New vulnerabilities are haunting Mozilla Firefox, and Netscape browsers, while different threats have surfaced in Outlook and Internet Explorer. Meanwhile, IM and P2P threats surge.

Secunia has reported, and Mozilla has confirmed, an information disclosure vulnerability in the Firefox browser - including the latest update (version 1.0.2), which was released March 2 2005. In fact, troubles for the increasingly popular browser are coming so fast and furious that mozillaZine has reported that a new Firefox release candidate has already replaced the Firefox release candidate 1.0.3, which became available on April 5 2005.

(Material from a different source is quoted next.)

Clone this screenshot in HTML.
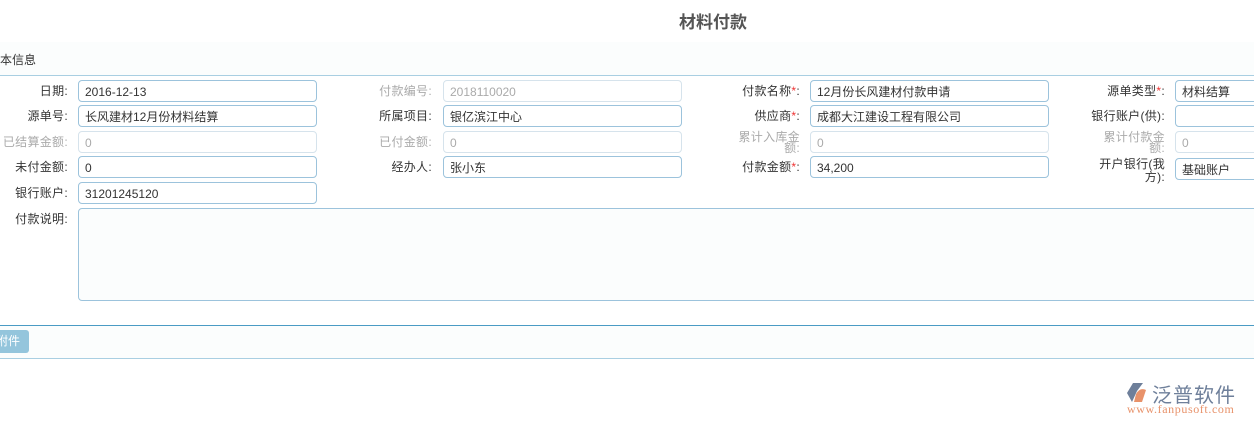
<!DOCTYPE html><html><head><meta charset="utf-8"><style>
body{margin:0;width:1254px;height:426px;background:#fff;position:relative;overflow:hidden;font-family:"Liberation Sans","Noto Sans CJK SC",sans-serif;font-size:12px;color:#333}
.a{position:absolute}
.t{left:0;width:1426px;top:8px;text-align:center;font-size:17px;font-weight:bold;color:#555}
.l{text-align:right;line-height:14px;white-space:nowrap;letter-spacing:0.3px}
.i{border:1px solid #9cc3dc;border-radius:4px;height:22px;line-height:22px;padding-left:6px;box-sizing:border-box;background:#fff;white-space:nowrap;overflow:hidden}
.d{border-color:#d6e3ec;color:#aaa}
.g{color:#aaa}
.r{color:#e33}
</style></head><body>
<div class="a t">材料付款</div>
<div class="a" style="left:0;top:42px;width:1254px;height:33px;background:#fbfdfd;border-bottom:1px solid #a9cfe2"></div>
<div class="a" style="left:0;top:51px">本信息</div>
<div class="a l" style="right:1186px;top:84px">日期:</div>
<div class="a i" style="left:78px;top:80px;width:239px">2016-12-13</div>
<div class="a l g" style="right:822px;top:84px">付款编号:</div>
<div class="a i d" style="left:443px;top:80px;width:239px">2018110020</div>
<div class="a l" style="right:454px;top:84px">付款名称<span class="r">*</span>:</div>
<div class="a i" style="left:810px;top:80px;width:239px">12月份长风建材付款申请</div>
<div class="a l" style="right:89px;top:84px">源单类型<span class="r">*</span>:</div>
<div class="a i" style="left:1175px;top:80px;width:100px">材料结算</div>
<div class="a l" style="right:1186px;top:109px">源单号:</div>
<div class="a i" style="left:78px;top:105px;width:239px">长风建材12月份材料结算</div>
<div class="a l" style="right:822px;top:109px">所属项目:</div>
<div class="a i" style="left:443px;top:105px;width:239px">银亿滨江中心</div>
<div class="a l" style="right:454px;top:109px">供应商<span class="r">*</span>:</div>
<div class="a i" style="left:810px;top:105px;width:239px">成都大江建设工程有限公司</div>
<div class="a l" style="right:89px;top:109px">银行账户(供):</div>
<div class="a i" style="left:1175px;top:105px;width:100px"></div>
<div class="a l g" style="right:1186px;top:135px">已结算金额:</div>
<div class="a i d" style="left:78px;top:131px;width:239px">0</div>
<div class="a l g" style="right:822px;top:135px">已付金额:</div>
<div class="a i d" style="left:443px;top:131px;width:239px">0</div>
<div class="a l g" style="right:454px;top:132px;line-height:11px">累计入库金<br>额:</div>
<div class="a i d" style="left:810px;top:131px;width:239px">0</div>
<div class="a l g" style="right:89px;top:132px;line-height:11px">累计付款金<br>额:</div>
<div class="a i d" style="left:1175px;top:131px;width:100px">0</div>
<div class="a l" style="right:1186px;top:160px">未付金额:</div>
<div class="a i" style="left:78px;top:156px;width:239px">0</div>
<div class="a l" style="right:822px;top:160px">经办人:</div>
<div class="a i" style="left:443px;top:156px;width:239px">张小东</div>
<div class="a l" style="right:454px;top:160px">付款金额<span class="r">*</span>:</div>
<div class="a i" style="left:810px;top:156px;width:239px">34,200</div>
<div class="a l" style="right:89px;top:158px;line-height:13px">开户银行(我<br>方):</div>
<div class="a i" style="left:1175px;top:158px;width:100px">基础账户</div>
<div class="a l" style="right:1186px;top:186px">银行账户:</div>
<div class="a i" style="left:78px;top:182px;width:239px">31201245120</div>
<div class="a l" style="right:1186px;top:212px">付款说明:</div>
<div class="a i" style="left:78px;top:208px;width:1200px;height:93px;background:#fbfdfd"></div>
<div class="a" style="left:0;top:325px;width:1254px;height:32px;border-top:1px solid #4a9bc4;border-bottom:1px solid #a9cfe2;background:#fbfdfd"></div>
<div class="a" style="left:-4px;top:330px;width:33px;height:23px;background:#94c5dc;border-radius:3px;color:#fff;line-height:23px;text-align:right;box-sizing:border-box;font-size:12px"><span style="margin-right:9px">附件</span></div>
<svg class="a" style="left:1124px;top:382px" width="30" height="22" viewBox="0 0 30 22"><path d="M9 1 L19 1 L13 9 L8 20 L3 11 Z" fill="#6e7f9a"/><path d="M12 12 Q16 5 22 8 L18 20 L10 20 Z" fill="#e8926a"/></svg>
<div class="a" style="left:1152px;top:379px;font-size:20px;color:#6e7f9a;letter-spacing:1px">泛普软件</div>
<div class="a" style="left:1127px;top:402px;font-size:12px;color:#e8926a;font-family:'Liberation Serif',serif;letter-spacing:0.6px">www.fanpusoft.com</div>
</body></html>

Mozilla issued the new release candidate (also designated 1.0.3) the very next day. Be forewarned that this release candidate 1.0.3, and probably the eventual release version as well, is likely to cause problems with a number of extensions.

The information disclosure vulnerability exposes random memory areas to malicious web sites, and users would never be aware of it. As you would expect, it's mostly ASCII garbage, but there are definitely real information disclosures too, so this is a very real threat.

Secunia offers a Mozilla Products Arbitrary Memory Exposure Test to help determine if a system is vulnerable to the new vulnerability. IE6 passed tests, but Firefox was definitely exposing arbitrary chunks of memory. So if you're using Mozilla Firefox or even Netscape, running a quick test from Secunia's web site is highly recommended.